2014, o ano do rato
Mac Margolis - O Estado de S.Paulo
Se houve um tema predominante na América Latina em 2013,
foi o naufrágio das ilusões óticas. Da guerra às drogas no México, que
matou 60 mil e segue sem trégua, ao Mercosul, que se encorpou com a
entrada da Venezuela e definhou como pacto de integração regional, o ano
velho foi-se e levou a soberba.
No Chile, o presidente-empresário Sebastián Piñera trombou com
universitários em revolta contra o preço "mercantilizado" do diploma.
Bom executivo, Piñera tratou de administrá-los. Em vez de modernizar a
política, saiu do palácio com economia forte e impopularidade recorde.
Foi a deixa para o retorno da socialista Michelle Bachelet, que prometeu
adestrar o capitalismo chileno. Adestrar o Congresso, onde tem a
vantagem mas não o domínio, e seus partidários mais radicais será o
primeiro desafio. Atenção às ruas em 2014.
Quem apostou na maré vermelha no Peru se deu mal. Para eleger-se,
Ollanta Humala derrotou a esperança da direita, Keiko Fujimori, e
acendeu as da esquerda andina. Chegou ao poder com currículo de golpista
e pecha de nacionalista. Em vez do populismo, ergueu a bandeira da
sobriedade fiscal. Saudou o capital estrangeiro e colheu investimentos
polpudos. A economia cresceu 5% em 2013 - mais que o dobro do Brasil. A
guinada centrista agradou os investidores mas frustrou sindicalistas e
aliados da esquerda intelectual, que debandaram do governo. Seu
prestígio tombou quando o chefe de polícia foi flagrado em um esquema de
proteção paralelo. Com o preço de commodities em queda e a desigualdade
social em alta (apesar da queda recorde da pobreza), Humala amarga a
pior taxa de aprovação do seu mandato: 22%. Segue à risca o script de
vários presidentes, que riscaram políticas certas por linhas tortas.
Hoje tropeça enquanto fatura aplausos. O novo ano pode ser duro nos
Andes.
Que o diga Nicolás Maduro. A longa agonia e morte de seu padrinho,
Hugo Chávez, privou os venezuelanos de seu beato. Mas também os livrou
da lorota bolivariana de que apagões, falta de papel higiênico, inflação
febril e surto de violência fossem obra do imperialismo, senão o
pedágio para alcançar o socialismo do novo século.
Maduro bem que tenta reeditar os chavões do comandante mas, sem a
lábia ou a empatia de seu mentor, não consegue comover os compatriotas à
espera da redenção prometida.
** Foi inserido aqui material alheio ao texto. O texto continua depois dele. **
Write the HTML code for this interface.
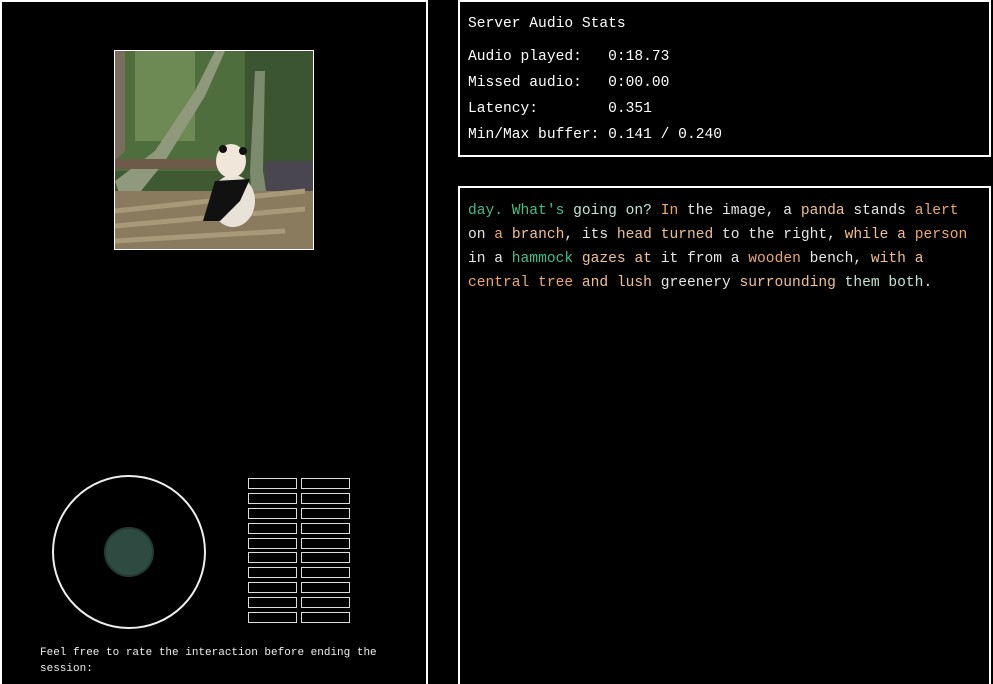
<!DOCTYPE html>
<html><head><meta charset="utf-8"><style>
*{margin:0;padding:0;box-sizing:border-box}
html,body{width:993px;height:684px;overflow:hidden;background:#000}
body{position:relative;font-family:"Liberation Mono",monospace;color:#fff}
#wrap{position:absolute;left:0;top:0;width:993px;height:684px;overflow:hidden}
.box{position:absolute;border:2px solid #fff}
#left{left:0;top:0;width:428px;height:700px}
#stats{left:458px;top:0;width:533px;height:157px;font-size:14.6px;padding:14px 0 0 8px}
#stats div{height:26px;white-space:pre}
#text{left:458px;top:186px;width:533px;height:520px;font-size:14.6px;line-height:24px;padding:11px 0 0 8px;color:#e6e6e6;white-space:pre}
.g{color:#3fbf8b}.o{color:#eda867}.p{color:#f0c090}.m{color:#bfe5d3}
#img{position:absolute;left:114px;top:50px;width:200px;height:200px;border:1px solid #fff}
#circ{position:absolute;left:52px;top:475px;width:154px;height:154px;border:2px solid #eee;border-radius:50%}
#dot{position:absolute;left:104px;top:527px;width:50px;height:50px;border-radius:50%;background:#2e4b41;border:2px solid #243a31}
.bar{position:absolute;width:49px;height:11px;border:1px solid #ddd}
#foot{position:absolute;left:40px;top:645px;font-size:11px;line-height:16px;white-space:pre;color:#eee}
</style></head><body><div id="wrap">
<div class="box" id="left"></div>
<div id="img"><svg width="198" height="198" viewBox="0 0 198 198">
<rect width="198" height="198" fill="#3f5a33"/>
<rect x="0" y="0" width="198" height="120" fill="#4e6f3d"/>
<rect x="20" y="0" width="60" height="90" fill="#6d8a55"/>
<rect x="130" y="0" width="68" height="120" fill="#3a5530"/>
<rect x="150" y="110" width="48" height="88" fill="#4a4650"/>
<path d="M0 130 L40 100 L80 40 L100 0 L110 0 L90 45 L50 110 L10 160 Z" fill="#8f9a7c"/>
<path d="M0 0 L10 0 L10 100 L0 110Z" fill="#7b6d5e"/>
<path d="M140 20 L150 20 L148 120 L160 200 L140 200 L135 120Z" fill="#7d8a6e"/>
<rect x="0" y="140" width="198" height="58" fill="#8a7a5e"/>
<g stroke="#a89a78" stroke-width="5"><line x1="0" y1="160" x2="190" y2="140"/><line x1="0" y1="175" x2="190" y2="158"/><line x1="0" y1="190" x2="170" y2="180"/></g>
<rect x="0" y="108" width="110" height="10" fill="#6e5a48"/>
<ellipse cx="118" cy="150" rx="22" ry="26" fill="#e9e2d8"/>
<path d="M88 170 L100 130 L135 128 L125 150 L105 170Z" fill="#111"/>
<ellipse cx="116" cy="110" rx="15" ry="17" fill="#f0e6da"/>
<circle cx="108" cy="98" r="4" fill="#111"/><circle cx="128" cy="100" r="4" fill="#111"/>
</svg></div>
<div id="circ"></div><div id="dot"></div>
<div id="foot">Feel free to rate the interaction before ending the
session:</div>
<div class="box" id="stats"><div>Server Audio Stats</div><div style="height:7px"></div><div>Audio played:   0:18.73</div><div>Missed audio:   0:00.00</div><div>Latency:        0.351</div><div>Min/Max buffer: 0.141 / 0.240</div></div>
<div class="box" id="text"><span class="g">day. What's</span> <span class="m">going on?</span> <span class="o">In</span> the image, a <span class="p">panda</span> stands <span class="o">alert</span>
on <span class="o">a</span> <span class="p">branch</span>, its <span class="p">head</span> <span class="p">turned</span> to the right, <span class="p">while a</span> <span class="o">person</span>
in a <span class="g">hammock</span> <span class="p">gazes</span> <span class="p">at</span> it from a <span class="o">wooden</span> bench, <span class="p">with a</span>
<span class="o">central tree</span> <span class="p">and</span> <span class="p">lush</span> greenery <span class="p">surrounding</span> <span class="m">them both.</span></div>
<div class="bar" style="left:248px;top:478px"></div><div class="bar" style="left:301px;top:478px"></div>
<div class="bar" style="left:248px;top:493px"></div><div class="bar" style="left:301px;top:493px"></div>
<div class="bar" style="left:248px;top:508px"></div><div class="bar" style="left:301px;top:508px"></div>
<div class="bar" style="left:248px;top:523px"></div><div class="bar" style="left:301px;top:523px"></div>
<div class="bar" style="left:248px;top:538px"></div><div class="bar" style="left:301px;top:538px"></div>
<div class="bar" style="left:248px;top:552px"></div><div class="bar" style="left:301px;top:552px"></div>
<div class="bar" style="left:248px;top:567px"></div><div class="bar" style="left:301px;top:567px"></div>
<div class="bar" style="left:248px;top:582px"></div><div class="bar" style="left:301px;top:582px"></div>
<div class="bar" style="left:248px;top:597px"></div><div class="bar" style="left:301px;top:597px"></div>
<div class="bar" style="left:248px;top:612px"></div><div class="bar" style="left:301px;top:612px"></div>
</div></body></html>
A aprovação de governo Maduro não para de
cair. Não o suficiente para enxotá-lo do poder, é verdade. Mas o
domínio do bolivarianismo deve-se menos ao encanto "rojo rojito"
(vermelho, vermelhinho) dos eleitores que à síndrome de Estocolmo.
Melhor o velho governo algoz, que pinga petrodólares em contas carentes,
do que uma oposição inexperiente e desconhecida. Só que a acomodação
política não se compra fiado. Um dia a conta chega. Será em 2014?
Na Argentina, já chegou. Cristina Kirchner ascendeu ao governo de
salto Christian Louboutin, solando. Para consolidar seu poder,
nacionalizou empresas estrangeiras e encurralou os agricultores,
impondo-lhes impostos salgados. Desabasteceu os supermercados e esvaziou
as panelas da classe média, que as levou para a rua. Não se comoveu com
o ritmo dos panelaços, nem da inflação. Mandou suavizar os preços com
índices camaradas. Quando a imprensa relatou índices independentes, ela
respondeu com mordaça. Foi longe demais. Perdeu assentos cruciais no
Congresso e governos municipais, afastou aliados peronistas e fracassou
na ofensiva para mudar a Constituição e concorrer ao terceiro mandato.
Antes tagarela, hoje Cristina guarda silêncio total. Está de repouso
no sul do país, onde ainda goza de prestígio. Lá, cientistas argentinos
acabaram de batizar a Tympanoctomys kirchnerorum. É uma nova espécie de
rato, conhecido por seus poderes de adaptação e a capacidade de
sobreviver em ambientes extremos. É um bom mascote latino para 2014.